Available data:
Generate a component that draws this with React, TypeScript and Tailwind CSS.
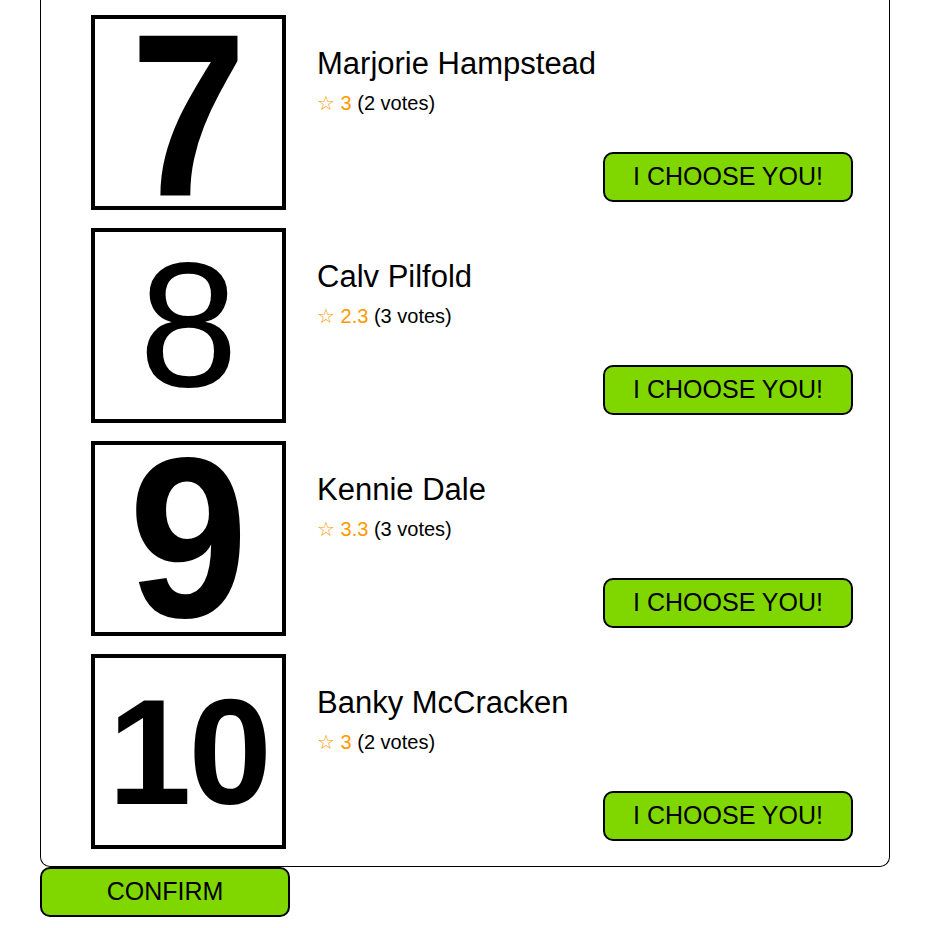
import React from 'react';

type Candidate = {
  name: string
  rating: string
  votes: number
  digit: string
  digitClass: string
}

const CANDIDATES: Candidate[] = [
  { name: 'Marjorie Hampstead', rating: '3', votes: 2, digit: '7', digitClass: 'font-bold text-[232px] scale-x-[0.9] translate-y-[3px]' },
  { name: 'Calv Pilfold', rating: '2.3', votes: 3, digit: '8', digitClass: 'font-normal text-[178px]' },
  { name: 'Kennie Dale', rating: '3.3', votes: 3, digit: '9', digitClass: 'font-bold text-[228px] scale-x-[0.94]' },
  { name: 'Banky McCracken', rating: '3', votes: 2, digit: '10', digitClass: 'font-bold text-[150px] tracking-[-3px]' },
];

function Row({ c }: { c: Candidate }) {
  return (
    <div className="flex pl-[50px] pr-[36px]">
      <div className="w-[195px] h-[195px] shrink-0 border-4 border-black bg-white flex items-center justify-center">
        <span className={`block leading-[0.8] text-black ${c.digitClass}`}>{c.digit}</span>
      </div>
      <div className="flex-1 flex flex-col pl-[31px]">
        <div className="mt-[29px] text-[31px] leading-[40px] text-black">{c.name}</div>
        <div className="mt-[6px] text-[20px] leading-[26px] text-black">
          <span className="text-[#ff9900]">☆ {c.rating}</span> ({c.votes} votes)
        </div>
        <button className="mt-auto mb-[8px] self-end w-[250px] h-[50px] rounded-[10px] border-2 border-black bg-[#80d700] text-[25px] text-black">
          I CHOOSE YOU!
        </button>
      </div>
    </div>
  );
}

export default function App() {
  return (
    <div className="min-h-screen bg-white font-['Liberation_Sans',Arial,sans-serif]">
      <div className="ml-[40px] w-[850px] border border-t-0 border-black rounded-b-[10px] pt-[15px] pb-[17px] flex flex-col gap-[18px]">
        {CANDIDATES.map(c => <Row key={c.name} c={c} />)}
      </div>
      <button className="ml-[40px] w-[250px] h-[50px] rounded-[10px] border-2 border-black bg-[#80d700] text-[25px] text-black">
        CONFIRM
      </button>
    </div>
  );
}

Exercise task: Retype the whole listing exactly and leave the pictures out.

Correct output:
Generate a component that draws this with React, TypeScript and Tailwind CSS.
import React from 'react';

type Candidate = {
  name: string
  rating: string
  votes: number
  digit: string
  digitClass: string
}

const CANDIDATES: Candidate[] = [
  { name: 'Marjorie Hampstead', rating: '3', votes: 2, digit: '7', digitClass: 'font-bold text-[232px] scale-x-[0.9] translate-y-[3px]' },
  { name: 'Calv Pilfold', rating: '2.3', votes: 3, digit: '8', digitClass: 'font-normal text-[178px]' },
  { name: 'Kennie Dale', rating: '3.3', votes: 3, digit: '9', digitClass: 'font-bold text-[228px] scale-x-[0.94]' },
  { name: 'Banky McCracken', rating: '3', votes: 2, digit: '10', digitClass: 'font-bold text-[150px] tracking-[-3px]' },
];

function Row({ c }: { c: Candidate }) {
  return (
    <div className="flex pl-[50px] pr-[36px]">
      <div className="w-[195px] h-[195px] shrink-0 border-4 border-black bg-white flex items-center justify-center">
        <span className={`block leading-[0.8] text-black ${c.digitClass}`}>{c.digit}</span>
      </div>
      <div className="flex-1 flex flex-col pl-[31px]">
        <div className="mt-[29px] text-[31px] leading-[40px] text-black">{c.name}</div>
        <div className="mt-[6px] text-[20px] leading-[26px] text-black">
          <span className="text-[#ff9900]">☆ {c.rating}</span> ({c.votes} votes)
        </div>
        <button className="mt-auto mb-[8px] self-end w-[250px] h-[50px] rounded-[10px] border-2 border-black bg-[#80d700] text-[25px] text-black">
          I CHOOSE YOU!
        </button>
      </div>
    </div>
  );
}

export default function App() {
  return (
    <div className="min-h-screen bg-white font-['Liberation_Sans',Arial,sans-serif]">
      <div className="ml-[40px] w-[850px] border border-t-0 border-black rounded-b-[10px] pt-[15px] pb-[17px] flex flex-col gap-[18px]">
        {CANDIDATES.map(c => <Row key={c.name} c={c} />)}
      </div>
      <button className="ml-[40px] w-[250px] h-[50px] rounded-[10px] border-2 border-black bg-[#80d700] text-[25px] text-black">
        CONFIRM
      </button>
    </div>
  );
}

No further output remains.